Independent audits serve as a benchmark for organizations and help in identifying gaps in their daily operating processes. They critique the organizations, help in modifying processes and increase efficiency of the business. They also help in government compliance, scam prevention, building controls and improving compliance. Thus the process of independent audit helps in enhancing the confidence of all the entities dealing with a company and they also help creating an environment of trust, and generating assurance for all stakeholders (Miettinen, 2008).
Global financial crisis of 2000/2008 which emanated from USA was as a result of a real asset bubble and sub-prime crisis. With globalization and development of technology world had become a small place to live in 21st century, results of this crisis not only devastated organizations in USA and its neighbouring countries but had its effect on Europe, Australia and Asia (Ciro, 2016). Signals of upcoming crisis could be seen as early as in 2006 but it became inevitable with fall of Lehman Brothers in September 2008.
Global financial crisis had a severe effect on economies and businesses around the world. Almost all the sectors and industries had become a part of this crisis. Banks were the ones that were affected most severely. It was believed that they were too big to fail. But this thought did not prevail after this. Financial institutions like Bank of America, Merrill Lynch and Royal Bank of Scotland were bailed out. Due to this credit by private sector plunged and business confidence declined ( Elliot, 2011). With the fall flow of credit and falling sales, the profits of organizations started falling. International trade was deteriorated and economic growth collapsed. There were job losses and falling profits led to decline in share prices. There were increase in inventories and accounts receivables of companies were at all-time high. Prior of the crisis, business had built huge capacities due to high growth period of 2004-2007, but crisis led to capacity underutilization and increasing fixed costs. This was felt in case of large automobile manufactures like General Motors and Ford facing severe loses (Nieuwenhuis & Wells, 2015).
Rising unemployment and decreasing incomes led to further fall in demand of goods and delayed purchases. All this led to a deflationary situation for businesses. In deflationary conditions, consumers delay their purchases, which further leads to falling demand for goods. This condition was particularly very concerning for low credit rating firms and there cost of funding increased further, thus putting a severe strain on their business models. It was believed that this crisis would not affect the business in developing countries. But these businesses were affected due to trade relationships with developed countries. Export business in developing countries were affected due to slowing global demand. Large commodity exporting businesses in Brazil and Russia suffered massively due fall in food and non-food commodity prices (Batten & Szillagyi, 2011). However, there were few industries such as healthcare and education that were comparatively less affected by the crisis. Certain countries like India and China survived because of domestic demand. Thought the growth rates of these countries also dropped but the business in these nations were comparatively less affected by the crisis. The financial crisis was a once in a century event after the great depression of 1930s (Kates, 2011). Though there were improvements in business sentiments from 2010 onwards but it almost took a decade for global growth to take off.

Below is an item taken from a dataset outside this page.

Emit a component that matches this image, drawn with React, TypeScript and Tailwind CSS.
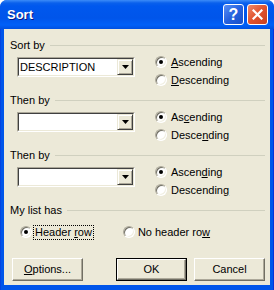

Petrochina is one the largest oil companies in the world and plays a significant role in china in production and distribution of oil and natural gas in China. China is a large exported of goods and massive consumer of oil. Petrochina was also affected by global financial crisis as demand from developed world fell and oil import to China was greatly reduced. Petrochina’s revenue and profit declined in 2008 and 2009 after the crisis (Petochina, 2009).
Global financial crisis changes the way business used to think and conduct their operations. Prior to it the main crux of business and management was on numbers and generating profits. It showed that businesses need to develop sustainable models and change their methods of measurement (Webb, 2009). Global businesses realised the importance of connected world and now were taking decisions considering financial prudence. Businesses were now taking note of systemic as well as non-systemic risks while developing processes. During financial crisis credit rating agencies came under fire because of their inappropriate rating procedures. Large businesses trusted these agencies in conducting their businesses. After the crisis, businesses started doing their assessments of business conditions and partners more diligently (Naciri, 2016).

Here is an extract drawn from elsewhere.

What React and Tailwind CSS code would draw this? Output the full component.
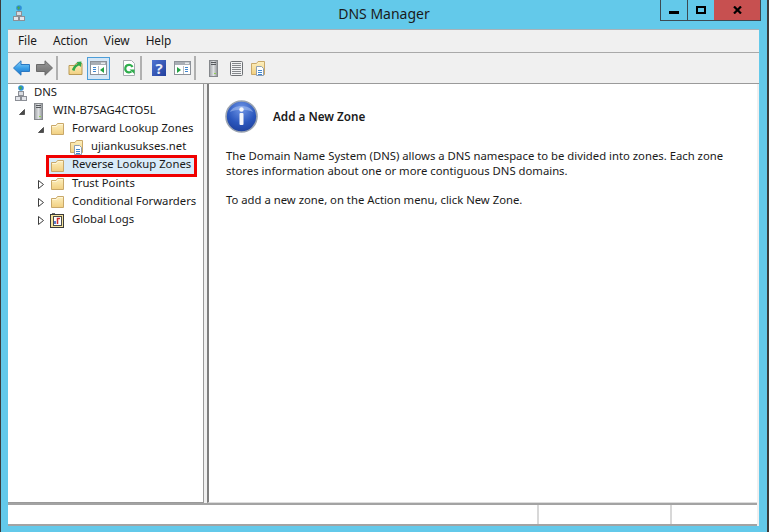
import React from "react";

const Svg = ({ w, h, children, className = "" }) => (
  <svg width={w} height={h} viewBox={`0 0 ${w} ${h}`} className={`block shrink-0 ${className}`}>
    {children}
  </svg>
);

const Defs = () => (
  <svg width="0" height="0" className="absolute">
    <defs>
      <linearGradient id="fold" x1="0" y1="0" x2="0" y2="1">
        <stop offset="0" stopColor="#fdf0c0" />
        <stop offset="1" stopColor="#f1cf80" />
      </linearGradient>
      <linearGradient id="blueArrow" x1="0" y1="0" x2="0" y2="1">
        <stop offset="0" stopColor="#8fd4f8" />
        <stop offset="0.5" stopColor="#3a9fe8" />
        <stop offset="1" stopColor="#1a6fc4" />
      </linearGradient>
      <linearGradient id="grayArrow" x1="0" y1="0" x2="0" y2="1">
        <stop offset="0" stopColor="#9a9a9a" />
        <stop offset="1" stopColor="#6d6d6d" />
      </linearGradient>
      <linearGradient id="srv" x1="0" y1="0" x2="1" y2="0">
        <stop offset="0" stopColor="#9ea1a5" />
        <stop offset="0.5" stopColor="#dfe1e3" />
        <stop offset="1" stopColor="#8f9296" />
      </linearGradient>
      <radialGradient id="info" cx="0.5" cy="0.25" r="0.85">
        <stop offset="0" stopColor="#6f95e6" />
        <stop offset="0.55" stopColor="#2b57bd" />
        <stop offset="1" stopColor="#1a3a94" />
      </radialGradient>
    </defs>
  </svg>
);

const Folder = () => (
  <Svg w={15} h={14}>
    <path d="M1.5 3.5V12.5H13.5V1.5H7.5L6 3.5Z" fill="url(#fold)" stroke="#c9a869" />
    <path d="M2 4.5H6.5L8 2.5H13" fill="none" stroke="#fff6d8" />
  </Svg>
);

const ZoneFile = () => (
  <Svg w={15} h={16}>
    <path d="M1.5 3.5V13.5H13.5V1.5H7.5L6 3.5Z" fill="url(#fold)" stroke="#c9a869" />
    <path d="M5.5 6.5H10.5L12.5 8.5V15.5H5.5Z" fill="#fff" stroke="#8d9fb5" />
    <path d="M7 10.5H11M7 12.5H11M7 14.5H11" stroke="#3f86cf" />
  </Svg>
);

const Server = ({ h = 17 }) => (
  <Svg w={9} h={h}>
    <rect x="0.5" y="0.5" width="8" height={h - 1} fill="url(#srv)" stroke="#85888c" />
    <path d="M2 2.5H7M2 4.5H7" stroke="#55585c" />
    <rect x="5" y={h - 4} width="2" height="1" fill="#8fd14f" />
  </Svg>
);

const DnsIcon = ({ className = "" }) => (
  <Svg w={12} h={17} className={className}>
    <path d="M6 6V9" stroke="#8c8f96" />
    <rect x="3.5" y="6.5" width="5" height="4" fill="#d9dbe0" stroke="#8c8f96" />
    <rect x="0.5" y="11.5" width="5" height="4" fill="#e3e5ea" stroke="#8c8f96" />
    <rect x="6.5" y="11.5" width="5" height="4" fill="#e3e5ea" stroke="#8c8f96" />
    <circle cx="6" cy="3" r="2.8" fill="#2f8fd8" />
    <path d="M4 2.2L6 1L7 3L5.5 5Z" fill="#4aa84a" />
  </Svg>
);

const Logs = () => (
  <Svg w={15} h={15}>
    <rect x="0.5" y="1.5" width="13" height="13" fill="#f5e39a" stroke="#3a3a3a" />
    <rect x="3.5" y="3.5" width="8" height="9" fill="#fff" stroke="#4a4a4a" />
    <path d="M7.5 11V5.5H10" fill="none" stroke="#cc2b2b" strokeWidth="1.5" />
    <path d="M5 11V8" stroke="#2450b8" strokeWidth="1.5" />
    <path d="M2 0.5H5" stroke="#6a6a6a" />
  </Svg>
);

const ArrowOpen = () => (
  <Svg w={13} h={18}>
    <path d="M1.5 12.5H6.5V7.5Z" fill="#4a4a4a" stroke="#555" />
  </Svg>
);

const ArrowClosed = () => (
  <Svg w={13} h={18}>
    <path d="M1.5 5.5L6.5 9.5L1.5 13.5Z" fill="#fff" stroke="#3f3f3f" />
  </Svg>
);

const Row = ({ pad, arrow, icon, text, tall, selected }) => (
  <div className={`relative flex items-center ${tall ? "h-[19px]" : "h-[18px]"} ${pad}`}>
    {selected && (
      <div className="absolute left-[37px] top-[-1px] h-[22px] w-[151px] border-[3px] border-[#f00000] bg-[#d9ebf9]" />
    )}
    {arrow !== undefined && (
      <div className="w-[13px] shrink-0">
        {arrow === "open" ? <ArrowOpen /> : arrow === "closed" ? <ArrowClosed /> : null}
      </div>
    )}
    <div className="relative flex w-[15px] shrink-0 justify-center">{icon}</div>
    <span className="relative ml-[6px] whitespace-nowrap pb-[2px] pl-px">{text}</span>
  </div>
);

const Sep = ({ ml }) => <div className={`h-[24px] w-[2px] shrink-0 bg-[#b0b0b0] ${ml}`} />;

const PaneWin = ({ right }) => (
  <Svg w={17} h={14}>
    <rect x="0.5" y="0.5" width="16" height="13" fill="#fff" stroke="#8d9299" />
    <rect x="1" y="1" width="15" height="3" fill="#a9aeb5" />
    <rect x="11" y="1.5" width="4" height="1.5" fill="#e7e9ec" />
    {right ? (
      <>
        <path d="M3 6V12L7 9Z" fill="#25a244" />
        <path d="M11 6.5H14M11 8.5H14M11 10.5H14" stroke="#3f86cf" />
        <path d="M9.5 5V13" stroke="#b8bcc2" />
      </>
    ) : (
      <>
        <path d="M3 6.5H6M3 8.5H6M3 10.5H6" stroke="#3f86cf" />
        <path d="M14 6V12L10 9Z" fill="#25a244" />
        <path d="M8.5 5V13" stroke="#b8bcc2" />
      </>
    )}
  </Svg>
);

const Toolbar = () => (
  <div className="flex h-[30px] items-center pl-[5px]">
    <Svg w={17} h={16}>
      <path d="M0.5 8L8 0.8V4.5H16.5V11.5H8V15.2Z" fill="url(#blueArrow)" stroke="#2a78c2" />
    </Svg>
    <Svg w={17} h={16} className="ml-[6px]">
      <path d="M16.5 8L9 0.8V4.5H0.5V11.5H9V15.2Z" fill="url(#grayArrow)" stroke="#6a6a6a" />
    </Svg>
    <Sep ml="ml-[3px]" />
    <Svg w={15} h={16} className="ml-[10px]">
      <path d="M1 5.5V14.5H14V3.5H8L6.5 5.5Z" fill="url(#fold)" stroke="#b99a55" />
      <path d="M4 10C5 6 8 4 10 4L8.5 2L13.5 1.5L13 7L11 5.5C9 6 7 8 6.5 11Z" fill="#2fa84a" />
    </Svg>
    <div className="ml-[4px] flex h-[23px] w-[23px] shrink-0 items-center justify-center border border-[#4c9ed9] bg-[#d5e6f5]">
      <PaneWin />
    </div>
    <Svg w={14} h={16} className="ml-[12px]">
      <path d="M1.5 0.5H9.5L12.5 3.5V15.5H1.5Z" fill="#fff" stroke="#a6aab0" />
      <path d="M10.5 7A3.8 3.8 0 1 0 9.5 11.5" fill="none" stroke="#2fae4d" strokeWidth="2.2" />
      <path d="M7.5 9.5H12.5V14Z" fill="#2fae4d" />
    </Svg>
    <Sep ml="ml-[4px]" />
    <div className="ml-[10px] flex h-[16px] w-[14px] shrink-0 items-center justify-center bg-gradient-to-br from-[#4f74d2] to-[#233f9c] text-[15px] leading-none font-bold text-[#e8ecfa]">
      ?
    </div>
    <div className="ml-[8px] shrink-0">
      <PaneWin right />
    </div>
    <Sep ml="ml-[3px]" />
    <div className="ml-[13px] shrink-0">
      <Server />
    </div>
    <Svg w={15} h={15} className="ml-[11px]">
      <rect x="1.5" y="0.5" width="12" height="14" rx="1" fill="#f2f3f4" stroke="#6e7175" />
      <path d="M3 2.5H12M3 4.5H12M3 6.5H12M3 8.5H12M3 10.5H12M3 12.5H12" stroke="#85888c" />
    </Svg>
    <Svg w={15} h={16} className="ml-[7px]">
      <path d="M0.5 3.5V14.5H13.5V1.5H7L5.5 3.5Z" fill="url(#fold)" stroke="#c9a869" />
      <path d="M5.5 6.5H10.5L12.5 8.5V15.5H5.5Z" fill="#fff" stroke="#8d9fb5" />
      <path d="M7 10.5H11M7 12.5H11M7 14.5H11" stroke="#3f86cf" />
    </Svg>
  </div>
);

export default function App() {
  return (
    <div className="flex h-[532px] w-[769px] overflow-hidden bg-[#63c9ea] font-['Noto_Sans',sans-serif] text-[11.3px] text-black">
      <Defs />
      <div className="w-px shrink-0 bg-[#3c3c3c]" />
      <div className="flex min-w-0 flex-1 flex-col">
        <div className="grid h-[29px] shrink-0 grid-cols-[1fr_auto_1fr]">
          <div className="pl-[12px] pt-[5px]">
            <DnsIcon />
          </div>
          <div className="pt-[4px] text-[14px] leading-[20px] text-[#1a1a1a]">DNS Manager</div>
          <div className="flex justify-end pr-[6px]">
            <div className="flex h-[21px] border border-t-0 border-[#3c4a52]">
              <div className="flex w-[27px] items-center justify-center border-r border-[#3c4a52]">
                <div className="mt-[4px] h-[3px] w-[10px] bg-black" />
              </div>
              <div className="flex w-[26px] items-center justify-center">
                <div className="h-[8px] w-[10px] border-2 border-black" />
              </div>
              <div className="flex w-[46px] items-center justify-center bg-[#c75050]">
                <Svg w={9} h={8}>
                  <path d="M1 0.5L8 7.5M8 0.5L1 7.5" stroke="#000" strokeWidth="2.2" />
                </Svg>
              </div>
            </div>
          </div>
        </div>

        <div className="ml-[7px] mr-[8px] flex h-[497px] flex-col border-t border-[#a9b2b8] bg-[#f0f0f0]">
          <div className="flex h-[23px] shrink-0 items-center gap-4 border-b border-[#a9a9a9] pl-[10px] text-[11.8px] text-[#1a1a1a]">
            <span>File</span>
            <span>Action</span>
            <span>View</span>
            <span>Help</span>
          </div>
          <Toolbar />
          <div className="flex min-h-0 flex-1 border-t border-[#9a9a9a]">
            <div className="w-[196px] shrink-0 border-r border-b border-[#9a9a9a] bg-white pl-px text-[#1a1a1a]">
              <Row pad="pl-[3px]" icon={<DnsIcon className="ml-[3px]" />} text="DNS" />
              <Row pad="pl-[9px]" arrow="open" icon={<Server />} text="WIN-B7SAG4CTO5L" />
              <Row pad="pl-[28px]" arrow="open" icon={<Folder />} text="Forward Lookup Zones" />
              <Row pad="pl-[47px]" arrow="none" icon={<ZoneFile />} text="ujiankusukses.net" />
              <Row pad="pl-[28px]" arrow="none" icon={<Folder />} text="Reverse Lookup Zones" tall selected />
              <Row pad="pl-[28px]" arrow="closed" icon={<Folder />} text="Trust Points" />
              <Row pad="pl-[28px]" arrow="closed" icon={<Folder />} text="Conditional Forwarders" />
              <Row pad="pl-[28px]" arrow="closed" icon={<Logs />} text="Global Logs" />
            </div>
            <div className="ml-[3px] mr-[2px] flex-1 border-b border-l-2 border-[#dcdcdc] border-l-[#7f7f7f] bg-white pl-[17px] text-[#1a1a1a]">
              <div className="flex items-center pt-[16px]">
                <Svg w={33} h={33} className="-ml-[1px]">
                  <circle cx="16.5" cy="16.5" r="15.5" fill="url(#info)" stroke="#9aa3b0" strokeWidth="1.6" />
                  <path d="M5 12C8 4 25 4 28 12C22 9 11 9 5 12Z" fill="#a9c2f2" opacity="0.55" />
                  <rect x="14.5" y="13" width="4" height="12" rx="1" fill="#f4f6fb" />
                  <circle cx="16.5" cy="9.5" r="2.2" fill="#f4f6fb" />
                </Svg>
                <span className="ml-[15px] text-[11.7px] font-semibold">Add a New Zone</span>
              </div>
              <p className="mt-[15px] w-[510px] leading-[15px]">
                The Domain Name System (DNS) allows a DNS namespace to be divided into zones. Each zone stores information about one or more contiguous DNS domains.
              </p>
              <p className="mt-[14px] leading-[15px]">To add a new zone, on the Action menu, click New Zone.</p>
            </div>
          </div>
          <div className="mr-[2px] flex h-[23px] shrink-0 border-t-2 border-b-2 border-[#a3a3a3] bg-white">
            <div className="w-[531px] border-r-2 border-[#d8d8d8]" />
            <div className="w-[133px] border-r-2 border-[#d8d8d8]" />
          </div>
        </div>
      </div>
      <div className="w-[2px] shrink-0 bg-[#3c3c3c]" />
    </div>
  );
}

For a company like Petrochina that too suffered during the crisis there were lessons too. Petrochina realised that its operations are dependent on global commodity cycle particularly that of oil. Massive excessive capacity that was build prior to crisis by the company was underutilised as Chinese economy also slowed down. This called for improvement in management and increasing efficiency of operations. Petrochina improved its efficiency and increased control over investments. The company also rebalanced its portfolio of investments. It also adopted latest techniques and followed a scientific approach for production. It also enhanced the company’s orientation towards the market. The company also increased its application and enhanced coordination between production, transportation and marketing. Business planning was more robust and new policies were planned taking into strategic concerns in consideration. By the year 2009 the financials had suffered but they were better than expected (Petrochina, 2009)
Conclusion
This report covers the analysis of Petrochina, a Chinese petroleum company with respect to its financial performance. Financial performance assessment has been carried out for the years 2015 and 2016 using ratio analysis. It is concluded that profitability, performance, liquidity of the company had deteriorated from 2015 to 2016. Most importantly net profit margin declined from 2.46% in 2016 to 1.82% in 2015. Only parameter of financial analysis that showed improvement was solvency. Long term debt to equity ratio decreased during the period of study from 0.323 to 0.272. There is also a discussion in the on independent audits in organizations. It is discussed how independent audit help in increasing confidence and assurance of all stakeholders of the organization. In the end, few points about independent audit of Petrochina of 2016 have been discussed with respect to transactions related to the group. The company was issued an unqualified and standard opinion by the auditors. This kind of opinion increases the confidence of shareholders and gives assurance to all organizations and individuals involved in any manner with this company. In the end, this report also presents the impact global financial crisis had on businesses globally. Global crisis led to collapse of some major business all around, decreased revenues for business, increase in unemployment and even affected developing countries. The report also covers discussion on lesson learned by companies like Petrochina from the crisis. The report tells how Petrochina and other organizations improved their processes, increased efficiency and planned more diligently for better management and success.